Par exemple, l’initiative d’identification pour le développement de la Banque mondiale encourage les pays en développement à passer directement aux systèmes d’identification biométriques et numériques, pour réduire les fraudes et accroître l’efficacité de leur administration. Cependant, cette transition comporte de nouveaux risques, soulève de nouvelles préoccupations et ne devrait pas s’opérer inconsidérément.

Les systèmes d’identification numérique réunissent généralement plusieurs données au sujet d’un individu, comme l’adresse de son domicile, sa citoyenneté, son état civil, ses informations financières et souvent des « données biométriques » (une photo, des empreintes digitales, des empreintes de l’iris ou même des empreintes génétiques).
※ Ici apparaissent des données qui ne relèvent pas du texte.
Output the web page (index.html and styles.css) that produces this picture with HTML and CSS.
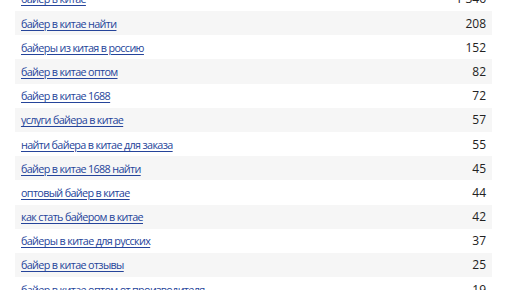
FILE: index.html
```html
<!DOCTYPE html>
<html lang="ru">
<head>
<meta charset="utf-8">
<link rel="stylesheet" href="styles.css">
</head>
<body>
<div class="table">
  <div class="row"><a class="phrase" href="#">байер в китае</a><span class="count">1 346</span></div>
  <div class="row"><a class="phrase" href="#">байер в китае найти</a><span class="count">208</span></div>
  <div class="row"><a class="phrase" href="#">байеры из китая в россию</a><span class="count">152</span></div>
  <div class="row"><a class="phrase" href="#">байер в китае оптом</a><span class="count">82</span></div>
  <div class="row"><a class="phrase" href="#">байер в китае 1688</a><span class="count">72</span></div>
  <div class="row"><a class="phrase" href="#">услуги байера в китае</a><span class="count">57</span></div>
  <div class="row"><a class="phrase" href="#">найти байера в китае для заказа</a><span class="count">55</span></div>
  <div class="row"><a class="phrase" href="#">байер в китае 1688 найти</a><span class="count">45</span></div>
  <div class="row"><a class="phrase" href="#">оптовый байер в китае</a><span class="count">44</span></div>
  <div class="row"><a class="phrase" href="#">как стать байером в китае</a><span class="count">42</span></div>
  <div class="row"><a class="phrase" href="#">байеры в китае для русских</a><span class="count">37</span></div>
  <div class="row"><a class="phrase" href="#">байер в китае отзывы</a><span class="count">25</span></div>
  <div class="row"><a class="phrase" href="#">байер в китае оптом от производителя</a><span class="count">19</span></div>
</div>
</body>
</html>
```
FILE: styles.css
```css
html, body {
  margin: 0;
  padding: 0;
  background: #fff;
}
body {
  font-family: "Open Sans", "DejaVu Sans", sans-serif;
  font-size: 12px;
  color: #222;
  overflow: hidden;
}
.table {
  margin: -13.2px 24px 0 15px;
  display: flex;
  flex-direction: column;
}
.row {
  height: 24.2px;
  display: flex;
  align-items: center;
  justify-content: space-between;
  padding: 0 6px;
}
.row:nth-child(even) {
  background: #f6f6f6;
}
.phrase {
  color: #25449a;
  text-decoration: underline;
  text-underline-offset: 2px;
  font-size: 10.8px;
  letter-spacing: -0.65px;
}
.count {
  color: #222;
}
```
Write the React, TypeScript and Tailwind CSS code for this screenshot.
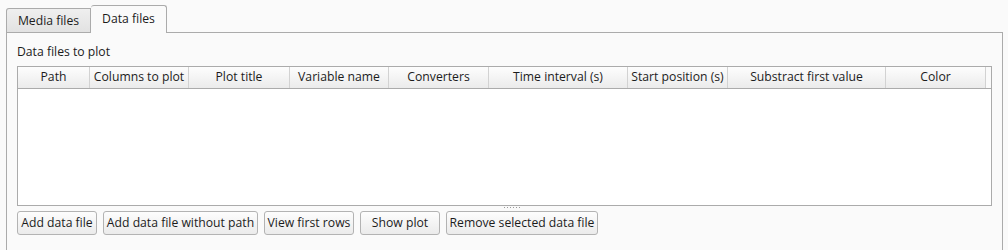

Ces informations servent à diverses procédures, de la collecte des impôts à l’octroi d’aides alimentaires, en passant par l’authentification des électeurs. Ces systèmes fonctionnent parfois avec des cartes à puce qui contiennent des données biométriques, ou des numéros d’identification uniques pour les personnes qui emploient des systèmes d’identification et d’authentification mobiles. Les croisements d’informations possibles au sein de tels systèmes établissent un outil efficace pour la surveillance de masse.

Dans la pratique, nombre de ces systèmes ne se sont pas révélés à la hauteur des aspirations affichées. Ils sont souvent développés et gérés par des entreprises privées dans le cadre de contrats gouvernementaux opaques qui n’offrent aux citoyens que peu de possibilités, voire aucune, de cerner les problèmes ou de signaler des erreurs. Leur utilisation peut avoir des conséquences désastreuses, surtout pour les populations marginalisées ou vulnérables.

L’Inde utilise un système d’identification, appelé Aadhaar, devenu une condition obligatoire pour accéder aux services publics de base ainsi qu’aux services d’enseignement, de santé et aux aides alimentaires. Pourtant, des erreurs techniques et des problèmes dans le système ont empêché certains Indiens d’accéder à des ressources cruciales, telles que les aides alimentaires. En outre, plusieurs incidents ont rendu accessibles sur Internet des millions de données privées de titulaires de cartes Aadhaar, livrant les informations d’identification personnelle à un usage abusif et nuisible.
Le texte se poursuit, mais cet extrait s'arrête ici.